With the Australian government announcing a new cryptocurrency regulatory regime on Monday, and news in April that the U.K. government will introduce new regulations for stablecoins, steps are being taken around the globe to monitor and control the fast-moving digital asset industry, under the guise of consumer protection.
Australian Treasurer Jim Chalmers said in a statement that the “Treasury will prioritize ‘token mapping’ work in 2022, which will help identify how crypto assets and related services should be regulated.” (Mapping is a strategy that would account for a cryptocurrency’s underlying code and actual use when classifying an asset – theoretically allowing Australia to take a more flexible approach to digital asset oversight.)
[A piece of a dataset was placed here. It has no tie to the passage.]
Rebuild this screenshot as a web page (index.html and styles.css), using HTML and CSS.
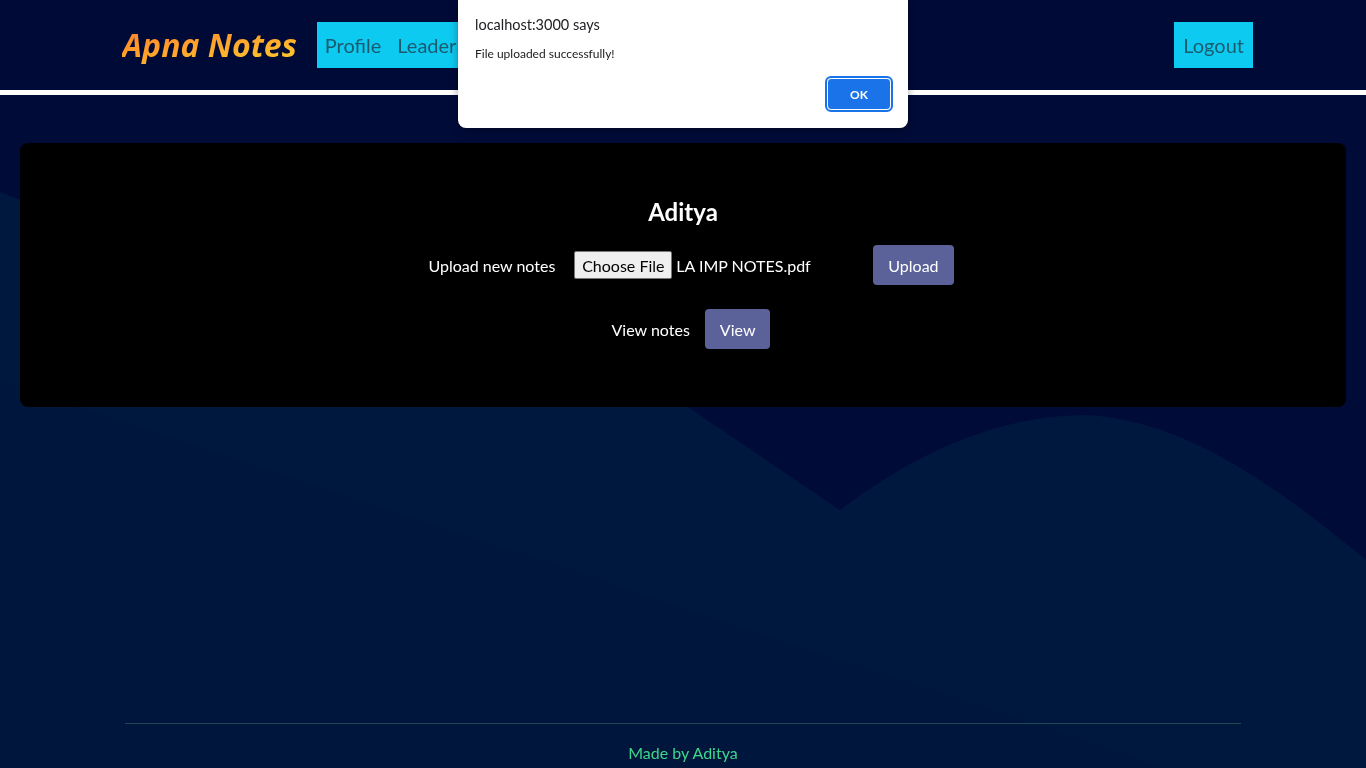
FILE: index.html
```html
<!DOCTYPE html>
<html lang="en">
<head>
<meta charset="utf-8">
<title>Apna Notes</title>
<link rel="stylesheet" href="styles.css">
</head>
<body>
<div class="bg">
  <svg viewBox="0 0 1366 768" preserveAspectRatio="none" width="1366" height="768">
    <path d="M0,192 L60,215 C300,300 560,380 688,407 L840,510 C920,450 1000,415 1088,415 C1180,420 1270,480 1366,560 L1366,768 L0,768 Z" fill="#00173e"/>
    <path d="M0,380 C200,450 450,530 600,580 C800,650 1000,710 1162,768 L0,768 Z" fill="#00163c"/>
  </svg>
</div>
<div class="page">
  <header class="navbar">
    <div class="nav-inner">
      <a class="brand">Apna Notes</a>
      <nav class="nav-links">
        <a class="nav-link">Profile</a>
        <a class="nav-link">Leaderboard</a>
      </nav>
      <div class="spacer"></div>
      <a class="nav-link logout">Logout</a>
    </div>
  </header>
  <div class="rule"></div>

  <main class="card">
    <h3 class="name">Aditya</h3>
    <div class="row upload-row">
      <span class="label">Upload new notes</span>
      <div class="file-input">
        <span class="file-btn">Choose File</span>
        <span class="file-name">LA IMP NOTES.pdf</span>
      </div>
      <button class="btn">Upload</button>
    </div>
    <div class="row view-row">
      <span class="label">View notes</span>
      <button class="btn">View</button>
    </div>
  </main>

  <footer class="footer">
    <div class="footer-line"></div>
    <p class="made">Made by Aditya</p>
  </footer>
</div>

<div class="dialog">
  <div class="dialog-title">localhost:3000 says</div>
  <div class="dialog-msg">File uploaded successfully!</div>
  <div class="dialog-actions">
    <button class="ok">OK</button>
  </div>
</div>
</body>
</html>
```

FILE: styles.css
```css
* { box-sizing: border-box; }
html, body { margin: 0; padding: 0; }
body {
  font-family: "Segoe UI", Lato, "Noto Sans", sans-serif;
  background: #000b38;
  color: #fff;
  width: 1366px;
  height: 768px;
  overflow: hidden;
}
.bg {
  position: fixed;
  inset: 0;
  z-index: 0;
}
.bg svg { display: block; }
.page {
  position: relative;
  z-index: 1;
  height: 768px;
  display: flex;
  flex-direction: column;
}
.navbar {
  height: 90px;
  background: #000a36;
}
.nav-inner {
  width: 1140px;
  margin: 0 auto;
  height: 100%;
  display: flex;
  align-items: center;
  padding-left: 9px;
}
.brand {
  font-family: "Open Sans", "Noto Sans", sans-serif;
  font-size: 32px;
  font-weight: 700;
  font-style: italic;
  background: linear-gradient(170deg, #ff7f2a 0%, #ffa52c 50%, #ffce2c 100%);
  -webkit-background-clip: text;
  background-clip: text;
  color: transparent;
  margin-right: 20px;
  line-height: 1.2;
  letter-spacing: 0;
}
.nav-links {
  display: flex;
  background: #0dcaf0;
  height: 46px;
  align-items: center;
  padding: 0 8px;
  gap: 16px;
}
.nav-link {
  font-size: 20px;
  color: #1b5b70;
}
.spacer { flex: 1; }
.logout {
  background: #0dcaf0;
  height: 46px;
  display: flex;
  align-items: center;
  padding: 0 9px;
}
.rule {
  height: 5px;
  background: #fff;
}
.card {
  margin: 48px 20px 0;
  height: 264px;
  background: #000;
  border-radius: 8px;
  padding-top: 54px;
  display: flex;
  flex-direction: column;
  align-items: center;
}
.name {
  margin: 0;
  font-size: 24px;
  font-weight: 700;
  line-height: 30px;
}
.row {
  display: flex;
  align-items: center;
  font-size: 16px;
  padding-left: 16px;
}
.upload-row { margin-top: 18px; }
.view-row { margin-top: 24px; }
.label { margin-right: 19px; }
.view-row .label { margin-right: 15px; }
.file-input {
  display: flex;
  align-items: center;
  width: 283px;
  margin-right: 16px;
}
.file-btn {
  background: #efefef;
  color: #000;
  border: 1px solid #767676;
  border-radius: 2px;
  height: 28px;
  width: 98px;
  display: flex;
  align-items: center;
  justify-content: center;
  margin-right: 4px;
}
.btn {
  font-family: inherit;
  font-size: 16px;
  color: #fff;
  background: #5a6299;
  border: none;
  border-radius: 4px;
  height: 40px;
  padding: 0 15px;
}
.footer {
  margin-top: auto;
  display: flex;
  flex-direction: column;
  align-items: center;
  padding-bottom: 4px;
}
.footer-line {
  width: 1116px;
  height: 1px;
  background: #1b4b50;
}
.made {
  margin: 18px 0 0;
  font-size: 16px;
  line-height: 22px;
  color: #3dd68c;
}
.dialog {
  position: absolute;
  top: 0;
  left: 458px;
  width: 450px;
  height: 128px;
  background: #fff;
  border-radius: 0 0 8px 8px;
  box-shadow: 0 2px 8px rgba(0,0,0,0.35);
  z-index: 5;
  color: #202124;
  padding: 15px 17px 0;
}
.dialog-title {
  font-size: 14.5px;
  line-height: 20px;
}
.dialog-msg {
  font-size: 12px;
  margin-top: 11px;
  line-height: 16px;
}
.dialog-actions {
  display: flex;
  justify-content: flex-end;
  margin-top: 16px;
}
.ok {
  width: 64px;
  height: 32px;
  background: #1a73e8;
  color: #fff;
  font-family: inherit;
  font-weight: 700;
  font-size: 12px;
  border: 1px solid #fff;
  border-radius: 4px;
  outline: 2px solid #1a73e8;
  outline-offset: 0;
}
```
Back in April, The U.K. Chancellor of the Exchequer, Rishi Sunak, stated, “We want to see the businesses of tomorrow – and the jobs they create – here in the U.K., and by regulating effectively we can give them the confidence they need to think and invest long-term.”
Worldwide, regulators are in the tough position of writing rules that can account for all the varied ways open source cryptocurrencies can be used without stifling innovation.
The U.K. Treasury, for instance, plans to pass legislation to clarify stablecoin regulation for payments, giving the government increased power to oversee authorities such as the Financial Conduct Authority (FCA), in bringing stablecoins under a regulatory framework that will allow the U.K. to become a “crypto hub.”
And in June of this year, the European Union introduced its much awaited Markets in Crypto Assets (MiCA) bill. This new legislation is geared towards regulating both digital assets and stablecoins, and would require digital asset firms to disclose all crypto transactions that take place on their platforms.
This came hot on the heels of U.S. news in April about the Securities and Exchange Commission (SEC) stating that the top crypto asset exchanges should be made to register with the SEC and comply with all relevant financial trading laws.
Officials across the globe insist these steps are aimed at protecting consumers and keeping the various governmental bodies at the forefront of the ever-changing digital asset terrain. However, blockchain enthusiasts and professionals alike feel new rules such as these could undermine the innovation that’s made blockchain technology so successful, and in fact threaten the very safety of the consumers they claim to protect.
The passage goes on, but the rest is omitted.